Again, sure they don't have that capability today, but GP seems to think if Boeing goes away we'd be doomed.


OK so maybe we should collectively agree as a species to bid up the stocks of these companies before bidding down the stocks of Boeing so that they have time to ramp up production.


Unfortunately, Boeing gone today won't make muchbissue other than a blip of inconvenience for maybe 3-5 years. Airbus will easily pick up the slack. What scares the western world is Russia and especially China will flourish. Take EVs, we all praise Tesla and mock slowmo Toyota, meanwhile BYD just overtook Tesla in Dec 2023 making Tesla on path to be Solyndra for Biden. I already put money to China aviation industry stocks for the long haul.

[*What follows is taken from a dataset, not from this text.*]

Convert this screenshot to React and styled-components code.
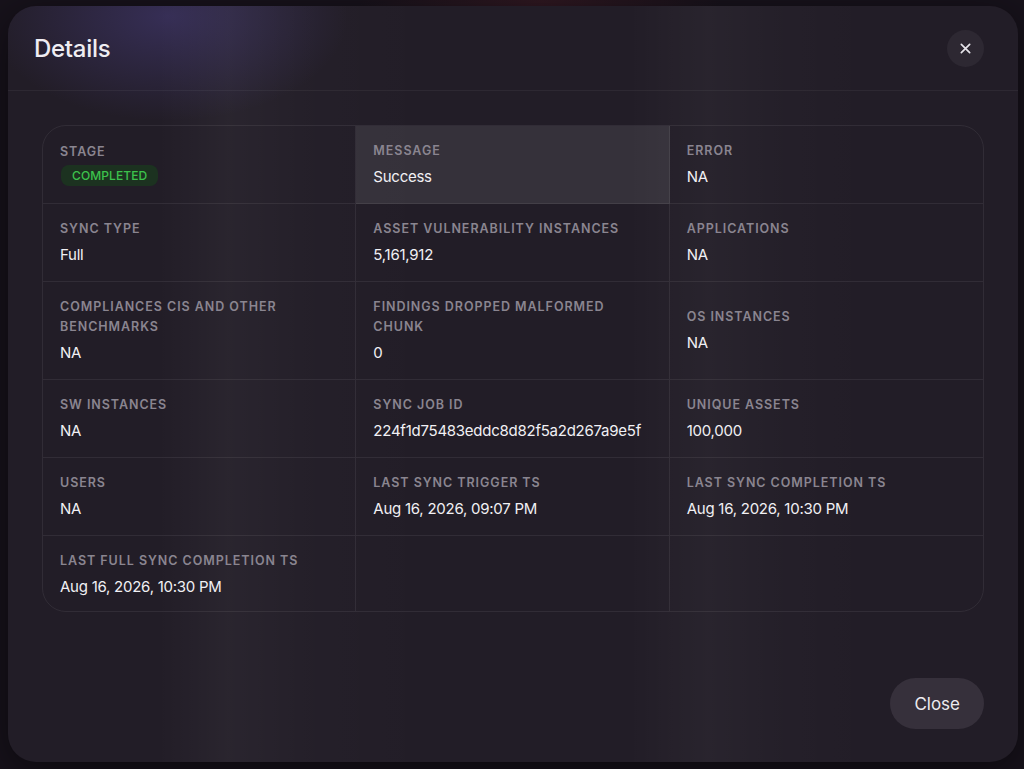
import React from 'react';
import styled, { createGlobalStyle } from 'styled-components';

const GlobalStyle = createGlobalStyle`
  html, body {
    margin: 0;
    padding: 0;
    background: #17121b;
  }
  body {
    font-family: Inter, "Noto Sans", "Liberation Sans", sans-serif;
    -webkit-font-smoothing: antialiased;
  }
`;

const Overlay = styled.div`
  width: 1024px;
  height: 769px;
  box-sizing: border-box;
  padding: 6px 6px 7px 8px;
  display: flex;
  background:
    radial-gradient(ellipse 260px 120px at 540px 0px, rgba(120, 40, 50, 0.25), transparent 70%),
    #17121b;
`;

const Modal = styled.div`
  flex: 1;
  display: flex;
  flex-direction: column;
  border-radius: 28px;
  overflow: hidden;
  color: #ecebef;
  background:
    radial-gradient(ellipse 240px 140px at 160px 10px, rgba(82, 70, 150, 0.42), transparent 75%),
    linear-gradient(90deg,
      transparent 0px, rgba(255,255,255,0.0) 150px,
      rgba(255,255,255,0.035) 220px, rgba(255,255,255,0.01) 300px,
      transparent 420px, transparent 620px,
      rgba(255,255,255,0.03) 700px, rgba(255,255,255,0.01) 770px,
      transparent 860px),
    #221d27;
  box-shadow: 0 10px 40px rgba(0, 0, 0, 0.5);
`;

const Header = styled.div`
  height: 84px;
  flex-shrink: 0;
  display: flex;
  align-items: center;
  justify-content: space-between;
  padding: 0 34px 0 26px;
  border-bottom: 1px solid rgba(255, 255, 255, 0.05);
`;

const Title = styled.h2`
  margin: 0;
  font-size: 24px;
  font-weight: 500;
  letter-spacing: -0.3px;
  color: #efedf2;
`;

const IconButton = styled.button`
  width: 37px;
  height: 37px;
  border-radius: 50%;
  border: none;
  padding: 0;
  display: flex;
  align-items: center;
  justify-content: center;
  background: #2d2832;
  color: #e6e4ea;
  cursor: pointer;
`;

const Body = styled.div`
  flex: 1;
  padding: 34px 34px 0;
`;

const Grid = styled.div`
  display: grid;
  grid-template-columns: repeat(3, 1fr);
  border: 1px solid rgba(255, 255, 255, 0.07);
  border-radius: 24px;
  overflow: hidden;
`;

const Cell = styled.div`
  display: flex;
  flex-direction: column;
  justify-content: center;
  gap: 5px;
  padding: ${p => (p.$lastRow ? '15px 17px 14px' : '15px 17px 16px')};
  min-height: 46px;
  background: ${p => (p.$active ? 'rgba(255, 255, 255, 0.09)' : 'transparent')};
  border-right: ${p => (p.$lastCol ? 'none' : '1px solid rgba(255, 255, 255, 0.07)')};
  border-bottom: ${p => (p.$lastRow ? 'none' : '1px solid rgba(255, 255, 255, 0.07)')};
`;

const Label = styled.div`
  font-size: 12.5px;
  line-height: 20px;
  font-weight: 600;
  letter-spacing: 0.95px;
  text-transform: uppercase;
  color: #8a8590;
`;

const Value = styled.div`
  font-size: 15px;
  line-height: 21px;
  font-weight: 400;
  letter-spacing: -0.25px;
  color: #f1f0f4;
`;

const Badge = styled.span`
  align-self: flex-start;
  margin: -2px 0 0 1px;
  padding: 2px 11px;
  border-radius: 8px;
  font-size: 12px;
  line-height: 17px;
  font-weight: 500;
  letter-spacing: 0.1px;
  color: #3cc24c;
  background: #1c3220;
`;

const Footer = styled.div`
  display: flex;
  justify-content: flex-end;
  padding: 0 34px 33px;
`;

const CloseButton = styled.button`
  height: 51px;
  padding: 0 24px;
  border: none;
  border-radius: 26px;
  background: #36303b;
  color: #ecebef;
  font-family: inherit;
  font-size: 17px;
  font-weight: 400;
  cursor: pointer;
`;

const fields = [
  { label: 'Stage', badge: 'COMPLETED' },
  { label: 'Message', value: 'Success', active: true },
  { label: 'Error', value: 'NA' },
  { label: 'Sync Type', value: 'Full' },
  { label: 'Asset Vulnerability Instances', value: '5,161,912' },
  { label: 'Applications', value: 'NA' },
  { label: 'Compliances CIS and Other Benchmarks', value: 'NA' },
  { label: 'Findings Dropped Malformed Chunk', value: '0' },
  { label: 'OS Instances', value: 'NA' },
  { label: 'SW Instances', value: 'NA' },
  { label: 'Sync Job ID', value: '224f1d75483eddc8d82f5a2d267a9e5f' },
  { label: 'Unique Assets', value: '100,000' },
  { label: 'Users', value: 'NA' },
  { label: 'Last Sync Trigger TS', value: 'Aug 16, 2026, 09:07 PM' },
  { label: 'Last Sync Completion TS', value: 'Aug 16, 2026, 10:30 PM' },
  { label: 'Last Full Sync Completion TS', value: 'Aug 16, 2026, 10:30 PM' },
  { empty: true },
  { empty: true },
];

export default function App() {
  const rows = Math.ceil(fields.length / 3);
  return (
    <>
      <GlobalStyle />
      <Overlay>
        <Modal>
          <Header>
            <Title>Details</Title>
            <IconButton aria-label="Close">
              <svg width="13" height="13" viewBox="0 0 14 14" fill="none" stroke="currentColor" strokeWidth="1.8" strokeLinecap="round">
                <path d="M2.5 2.5l9 9M11.5 2.5l-9 9" />
              </svg>
            </IconButton>
          </Header>
          <Body>
            <Grid>
              {fields.map((f, i) => (
                <Cell
                  key={i}
                  $active={f.active}
                  $lastCol={i % 3 === 2}
                  $lastRow={Math.floor(i / 3) === rows - 1}
                >
                  {!f.empty && <Label>{f.label}</Label>}
                  {f.badge && <Badge>{f.badge}</Badge>}
                  {f.value !== undefined && <Value>{f.value}</Value>}
                </Cell>
              ))}
            </Grid>
          </Body>
          <Footer>
            <CloseButton>Close</CloseButton>
          </Footer>
        </Modal>
      </Overlay>
    </>
  );
}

I wonder what happened at the FAA to make them not so scared of their own shadow? Has the public been voicing their concerns to elected officials that someone feels pressure? Is someone at the FAA looking at the future and realizing they can make a name for themselves? Did someone at Boeing have an affair with an FAA official's spouse? Like really, as feckless as the FAA has been with regard to Boeing, why now?


My guess: people died, then people almost died.

The repetition of different problems in the same line of aircraft probably had something to do with it too ...


so at 300+ deaths of primarily non-US citizens we just get to concerned, but then the near death of primarily US citizens it moved to action required?

the idea that the FAA allowed Boeing to self certify happened well before that happened and is a very large contributing factor for it occurring. based on time frames, the assumption would be that the FAA leadership has changed, but i'm not well versed in how often that changes. some research and rabbit holes looks in my future


Let me clarify a bit here, there was a flaw (the MCAS issue) the caused a crash and a lot of people died. Supposedly the issue was fixed and steps were taken to correct the culture problems that led to the MCAS issue in the first place. Politics are involved etc.

Now we see a second serious (the door plugs) issue and another undocumented "feature" (the cockpit door behavior). So not only were the culture issues not fixed, but we have more problems and the same class of problem in the same line of planes that we've already seen. That burns political capitol and public good will very fast, plus tends to piss off investigators...


There is an additional element of bad timing for seemingly unrelated issues. Since December 2023 several other issues have cropped up that, related or not and whether or not Boeing’s fault, make it a tough time to trust Boeing is competent when added all together.

Just a day or two ago a Boeing serving a flight from Atlanta to Bogota lost a nose wheel.

The public is understandably starting to have a negative association with Boeing. This is a big problem for the US in broader terms because they’re the only large scale passenger jet manufacturing company we have and represent an important strategic asset.


Why is it the US responsibility for stopping the flight of planes in other countries?


assumption that a lot of other countries look at the FAA as the lead on which to follow. several other countries operate with much less restrictions than those the FAA mandates, but if the FAA grounds a model of plane, everyone else will take notice. other countries are free to ground planes as they see fit and do not need to wait for the FAA. but i'm guessing there's real politik involved.

also why FAA? they are the ones that approved Boeing self certifying, so they have a lot of water to carry here.


Why dont other countries take responsibility for themselves?


if you just want to continue repeating the same question without considering the response you were provided, then this is were the convo stops


But why dont countries take responsibility for themselves?

Ive been wondering that for a while about A LOT of things.